I spent three years of my life obsessing over the perfect lighting setup for product photography. Know what I learned? Nobody gives a shit about your three-point lighting anymore.

Ten years ago, high production value was enough. Today, it's like having a pulse—necessary but not exactly noteworthy.

I once sat in a meeting where a creative director spent 45 minutes debating the exact shade of blue for a website button while the entire brand message was essentially "we're like our competitors, but our logo's different." That company doesn't exist anymore.

Here's the uncomfortable truth: that meticulously crafted flat-lay you spent four hours on? That cinematic brand video that cost more than your monthly rent? In the grand scheme of the content universe, they're cosmic background radiation—present but unnoticed.

From Making Pretty Pictures to Telling Actual Fucking Stories

The content that stops my scroll these days rarely looks "perfect." Instead, it makes me feel something. And there's a massive difference.

Take Patagonia's "Worn Wear" campaign. They could've shown me another glossy shot of some annoyingly fit person summiting a mountain in pristine gear. Instead, they showed me beat-up jackets with stories—like the one that survived three expeditions and was patched with duct tape during an emergency shelter build in Patagonia (the place, not the store, obviously).

Or consider how Bumble showcased actual users in their real environments—messy apartments, weird hobbies and all. Not revolutionary photography, but it felt genuine in a landscape of artificial perfection.
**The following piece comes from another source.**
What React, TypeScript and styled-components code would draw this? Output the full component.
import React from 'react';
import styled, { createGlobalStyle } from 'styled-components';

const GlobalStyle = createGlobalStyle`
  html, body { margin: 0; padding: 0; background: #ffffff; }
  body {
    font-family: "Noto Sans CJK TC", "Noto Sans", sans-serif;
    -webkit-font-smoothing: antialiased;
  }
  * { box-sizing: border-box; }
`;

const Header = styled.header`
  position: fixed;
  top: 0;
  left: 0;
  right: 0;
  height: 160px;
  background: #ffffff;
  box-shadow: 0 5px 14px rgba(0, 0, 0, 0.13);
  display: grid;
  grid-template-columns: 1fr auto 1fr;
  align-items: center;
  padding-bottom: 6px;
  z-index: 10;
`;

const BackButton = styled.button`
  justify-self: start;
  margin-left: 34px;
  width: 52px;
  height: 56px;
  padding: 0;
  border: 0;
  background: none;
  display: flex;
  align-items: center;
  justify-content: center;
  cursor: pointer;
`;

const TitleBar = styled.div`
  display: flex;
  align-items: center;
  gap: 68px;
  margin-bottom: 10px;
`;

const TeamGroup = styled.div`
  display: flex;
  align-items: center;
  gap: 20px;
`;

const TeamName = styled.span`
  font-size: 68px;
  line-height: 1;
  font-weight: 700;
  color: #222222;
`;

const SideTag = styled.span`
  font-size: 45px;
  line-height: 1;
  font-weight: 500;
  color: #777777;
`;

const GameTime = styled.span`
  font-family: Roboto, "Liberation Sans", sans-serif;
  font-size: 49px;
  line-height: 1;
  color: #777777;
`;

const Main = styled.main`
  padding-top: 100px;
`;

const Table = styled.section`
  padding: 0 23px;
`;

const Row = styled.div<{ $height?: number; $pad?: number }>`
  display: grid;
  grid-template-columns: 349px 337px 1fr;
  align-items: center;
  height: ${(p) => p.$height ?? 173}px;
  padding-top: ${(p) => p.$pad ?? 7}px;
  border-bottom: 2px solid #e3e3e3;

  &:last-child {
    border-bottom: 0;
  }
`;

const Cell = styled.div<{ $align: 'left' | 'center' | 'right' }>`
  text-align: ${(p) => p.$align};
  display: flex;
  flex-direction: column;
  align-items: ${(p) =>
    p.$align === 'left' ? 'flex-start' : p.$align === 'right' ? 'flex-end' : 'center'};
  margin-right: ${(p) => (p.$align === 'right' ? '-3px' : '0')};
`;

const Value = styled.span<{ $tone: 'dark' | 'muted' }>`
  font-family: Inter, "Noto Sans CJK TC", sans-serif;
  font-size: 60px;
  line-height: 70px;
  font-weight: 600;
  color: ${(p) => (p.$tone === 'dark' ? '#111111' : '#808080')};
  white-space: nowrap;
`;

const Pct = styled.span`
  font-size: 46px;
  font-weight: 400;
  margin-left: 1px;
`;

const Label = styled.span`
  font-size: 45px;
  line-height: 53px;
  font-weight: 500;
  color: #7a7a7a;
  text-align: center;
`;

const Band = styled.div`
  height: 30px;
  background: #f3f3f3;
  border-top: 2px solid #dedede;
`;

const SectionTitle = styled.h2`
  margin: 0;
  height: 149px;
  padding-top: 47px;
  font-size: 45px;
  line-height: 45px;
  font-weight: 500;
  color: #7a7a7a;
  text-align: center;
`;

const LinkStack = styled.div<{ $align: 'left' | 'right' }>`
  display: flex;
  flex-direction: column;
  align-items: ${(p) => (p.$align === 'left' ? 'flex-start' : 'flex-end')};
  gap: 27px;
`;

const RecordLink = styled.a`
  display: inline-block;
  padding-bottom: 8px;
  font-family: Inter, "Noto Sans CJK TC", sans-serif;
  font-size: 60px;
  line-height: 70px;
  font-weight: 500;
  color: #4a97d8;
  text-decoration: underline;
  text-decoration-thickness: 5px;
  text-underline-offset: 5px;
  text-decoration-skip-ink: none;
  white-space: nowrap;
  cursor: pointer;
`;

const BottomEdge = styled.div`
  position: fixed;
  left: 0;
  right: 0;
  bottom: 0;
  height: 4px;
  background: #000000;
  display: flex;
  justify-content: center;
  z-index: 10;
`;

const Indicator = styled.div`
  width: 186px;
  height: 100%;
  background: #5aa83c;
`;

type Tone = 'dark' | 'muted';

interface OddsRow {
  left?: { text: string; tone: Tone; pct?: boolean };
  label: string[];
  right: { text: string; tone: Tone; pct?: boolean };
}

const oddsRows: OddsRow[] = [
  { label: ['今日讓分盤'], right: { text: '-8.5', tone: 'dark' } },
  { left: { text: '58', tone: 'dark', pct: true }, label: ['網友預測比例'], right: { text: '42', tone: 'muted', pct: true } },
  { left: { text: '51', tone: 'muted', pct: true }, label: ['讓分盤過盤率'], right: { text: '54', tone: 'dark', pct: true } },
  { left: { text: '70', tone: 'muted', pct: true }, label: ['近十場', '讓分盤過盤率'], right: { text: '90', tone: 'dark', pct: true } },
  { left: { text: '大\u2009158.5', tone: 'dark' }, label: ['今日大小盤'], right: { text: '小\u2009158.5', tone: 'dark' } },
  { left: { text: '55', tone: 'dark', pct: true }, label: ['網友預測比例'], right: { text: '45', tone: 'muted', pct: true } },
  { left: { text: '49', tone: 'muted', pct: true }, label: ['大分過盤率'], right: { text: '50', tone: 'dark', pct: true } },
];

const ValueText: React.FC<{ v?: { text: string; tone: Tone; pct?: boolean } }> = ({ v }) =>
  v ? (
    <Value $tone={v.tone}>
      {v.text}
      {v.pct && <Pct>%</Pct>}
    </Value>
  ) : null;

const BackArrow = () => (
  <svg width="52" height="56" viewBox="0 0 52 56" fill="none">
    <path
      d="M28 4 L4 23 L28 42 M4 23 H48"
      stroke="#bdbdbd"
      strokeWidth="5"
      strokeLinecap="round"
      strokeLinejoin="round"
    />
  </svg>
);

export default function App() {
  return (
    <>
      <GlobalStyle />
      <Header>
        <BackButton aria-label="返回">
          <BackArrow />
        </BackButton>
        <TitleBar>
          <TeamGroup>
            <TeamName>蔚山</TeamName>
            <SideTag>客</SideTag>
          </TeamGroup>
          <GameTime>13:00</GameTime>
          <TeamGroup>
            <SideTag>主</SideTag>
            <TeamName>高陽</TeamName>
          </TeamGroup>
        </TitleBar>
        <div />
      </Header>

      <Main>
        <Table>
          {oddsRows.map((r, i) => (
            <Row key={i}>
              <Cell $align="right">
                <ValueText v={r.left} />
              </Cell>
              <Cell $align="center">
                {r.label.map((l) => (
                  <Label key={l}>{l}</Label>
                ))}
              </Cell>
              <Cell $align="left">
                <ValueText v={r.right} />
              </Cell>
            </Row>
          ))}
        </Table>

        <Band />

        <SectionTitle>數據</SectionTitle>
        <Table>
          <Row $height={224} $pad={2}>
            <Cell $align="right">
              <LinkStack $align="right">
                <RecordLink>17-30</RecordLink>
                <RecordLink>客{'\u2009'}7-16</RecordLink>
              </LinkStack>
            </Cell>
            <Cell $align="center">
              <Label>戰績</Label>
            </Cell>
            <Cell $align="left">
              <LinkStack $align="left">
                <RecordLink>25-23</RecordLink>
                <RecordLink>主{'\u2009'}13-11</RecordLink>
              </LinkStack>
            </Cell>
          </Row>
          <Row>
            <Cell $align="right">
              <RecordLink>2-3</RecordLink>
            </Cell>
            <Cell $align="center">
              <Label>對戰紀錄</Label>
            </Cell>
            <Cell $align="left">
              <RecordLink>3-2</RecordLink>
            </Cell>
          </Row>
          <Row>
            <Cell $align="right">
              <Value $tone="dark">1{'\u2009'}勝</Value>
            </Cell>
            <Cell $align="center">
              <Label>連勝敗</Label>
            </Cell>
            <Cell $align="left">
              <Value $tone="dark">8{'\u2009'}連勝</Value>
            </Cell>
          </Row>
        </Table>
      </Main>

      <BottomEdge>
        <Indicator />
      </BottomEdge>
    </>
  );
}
I'm not saying production quality doesn't matter. I'm saying it's not enough. Not even close.

Your Brain Is Bored (And That's Not Its Fault)

I have a confession: I've been in meetings where marketers talked about "capturing eyeballs" as if they were butterfly collectors, and I wanted to throw myself out a window.
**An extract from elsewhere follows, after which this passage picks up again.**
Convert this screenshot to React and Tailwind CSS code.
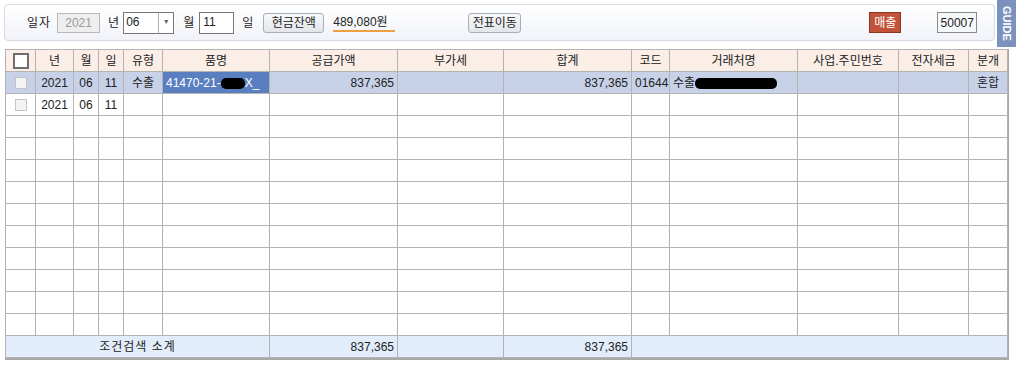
import React from "react";

const cols = [30, 38, 25, 25, 39, 107, 128, 106, 128, 38, 128, 101, 70, 39];
const heads = ["", "년", "월", "일", "유형", "품명", "공급가액", "부가세", "합계", "코드", "거래처명", "사업.주민번호", "전자세금", "분개"];

const font = { fontFamily: '"Liberation Sans", "Noto Sans CJK KR", sans-serif' };

const RowCheck = () => (
  <div className="mx-auto w-[12px] h-[12px] border border-[#c4c4c4] bg-[#f3f3f3]" />
);

const Blob = ({ w }) => (
  <span className={`inline-block align-middle h-[11px] bg-black rounded-[5px] ${w}`} />
);

const Btn = ({ children, className }) => (
  <div
    className={`h-[20px] flex items-center justify-center whitespace-nowrap border border-[#a9afb8] rounded-[3px] bg-gradient-to-b from-[#f7f8fa] to-[#e2e5ea] text-[12px] text-[#222] ${className}`}
  >
    {children}
  </div>
);

const TopBar = () => (
  <div className="h-[37px] w-[991px] rounded-[4px] border border-[#d6dae5] bg-gradient-to-b from-[#ffffff] to-[#f1f3f9] flex items-center text-[12px] text-[#222] pl-[22px] whitespace-nowrap">
    <span className="tracking-[1px]">일자</span>
    <div className="ml-[6px] w-[43px] h-[20px] border border-[#b9b9b9] bg-[#eeeeee] text-[#9a9a9a] flex items-center justify-center">
      2021
    </div>
    <span className="ml-[8px]">년</span>
    <div className="ml-[4px] w-[51px] h-[22px] border border-[#777] bg-white flex">
      <span className="flex-1 pl-[2px] leading-[18px]">06</span>
      <div className="w-[15px] border-l border-[#b0b0b0] flex items-center justify-center text-[7px] text-[#666]">▼</div>
    </div>
    <span className="ml-[9px]">월</span>
    <div className="ml-[5px] w-[35px] h-[22px] border border-[#777] bg-white pl-[3px] leading-[18px]">11</div>
    <span className="ml-[8px]">일</span>
    <Btn className="ml-[10px] w-[61px]">현금잔액</Btn>
    <span className="ml-[9px] border-b-2 border-[#f0a040] leading-[16px] w-[62px]">489,080원</span>
    <Btn className="ml-[73px] w-[53px]">전표이동</Btn>
    <div className="ml-[348px] w-[32px] h-[21px] bg-[#c1533a] border border-[#8e3422] text-white flex items-center justify-center">
      매출
    </div>
    <div className="ml-[36px] w-[40px] h-[21px] bg-[#f6f9fb] border border-[#8a8a8a] flex items-center justify-center">
      50007
    </div>
  </div>
);

const App = () => {
  const empty = Array.from({ length: 10 });
  const td = "border border-[#b3b3b3] h-[22px] px-[3px] whitespace-nowrap overflow-hidden";
  return (
    <div className="relative w-[1016px] h-[365px] bg-white" style={font}>
      <div className="pt-[4px] pl-[4px]">
        <TopBar />
      </div>
      <div className="absolute right-0 top-0 w-[19px] h-[47px] bg-[#7b92bf] flex items-center justify-center">
        <span className="text-white font-bold text-[11px]" style={{ writingMode: "vertical-rl" }}>
          GUIDE
        </span>
      </div>
      <div className="mt-[8px] ml-[5px] w-[1004px] border-r border-b-2 border-[#a8a8a8] pr-[1px]">
        <table className="table-fixed border-collapse w-[1002px] text-[12px] text-[#222]">
          <colgroup>
            {cols.map((w, i) => (
              <col key={i} style={{ width: w }} />
            ))}
          </colgroup>
          <thead>
            <tr className="bg-[#fbeee7]">
              {heads.map((h, i) => (
                <th key={i} className={`${td} font-normal text-center`}>
                  {i === 0 ? (
                    <div className="mx-auto w-[16px] h-[16px] border-2 border-[#6e6e6e] bg-white" />
                  ) : (
                    h
                  )}
                </th>
              ))}
            </tr>
          </thead>
          <tbody>
            <tr className="bg-[#c7d2e9]">
              <td className={td}><RowCheck /></td>
              <td className={`${td} text-center`}>2021</td>
              <td className={`${td} text-center`}>06</td>
              <td className={`${td} text-center`}>11</td>
              <td className={`${td} text-center`}>수출</td>
              <td className={`${td} bg-[#5a7fc1] text-white`}>
                41470-21-<Blob w="w-[24px]" />X_
              </td>
              <td className={`${td} text-right`}>837,365</td>
              <td className={td}></td>
              <td className={`${td} text-right`}>837,365</td>
              <td className={`${td} text-center px-0`}>01644</td>
              <td className={td}>
                수출<Blob w="w-[82px]" />
              </td>
              <td className={td}></td>
              <td className={td}></td>
              <td className={`${td} text-center`}>혼합</td>
            </tr>
            <tr>
              <td className={td}><RowCheck /></td>
              <td className={`${td} text-center`}>2021</td>
              <td className={`${td} text-center`}>06</td>
              <td className={`${td} text-center`}>11</td>
              {cols.slice(4).map((_, i) => (
                <td key={i} className={td}></td>
              ))}
            </tr>
            {empty.map((_, r) => (
              <tr key={r}>
                {cols.map((_, i) => (
                  <td key={i} className={td}></td>
                ))}
              </tr>
            ))}
            <tr className="bg-[#e2edfb]">
              <td colSpan={6} className={`${td} text-center h-[21px] tracking-[1px]`}>조건검색 소계</td>
              <td className={`${td} text-right h-[21px]`}>837,365</td>
              <td className={`${td} h-[21px]`}></td>
              <td className={`${td} text-right h-[21px]`}>837,365</td>
              <td colSpan={5} className={`${td} h-[21px]`}></td>
            </tr>
          </tbody>
        </table>
      </div>
    </div>
  );
};

export default App;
But here's the thing—the science behind why most content fails is actually fascinating. Our brains are basically pattern-recognition machines running on efficiency. When everything looks the same, our mental bouncer (officially called the reticular activating system) says "nope" and filters it out before it reaches consciousness.

It's not personal. Your audience isn't ignoring you deliberately—their brains are literally designed to ignore things that don't offer new information. That's why you don't consciously feel your socks right now until I mentioned them. You're welcome for the sudden sock awareness.

How Not to Suck at Standing Out

Look, I don't have all the answers. If I did, I'd be writing this from my private island instead of my apartment where the upstairs neighbor apparently practices competitive furniture rearrangement at 2 AM. But here's what I've learned from numerous expensive failures:

1. If Everyone's Zigging, For God's Sake, Zag

Notice your entire industry using the same visual language? Run the other way. If your competitors are all using bright, airy visuals with millennial pink accents, maybe explore moody contrast and rich textures. When everyone in finance was doing the corporate blue-suit thing, Robinhood came in with illustrations that looked like they belonged in a hip children's book.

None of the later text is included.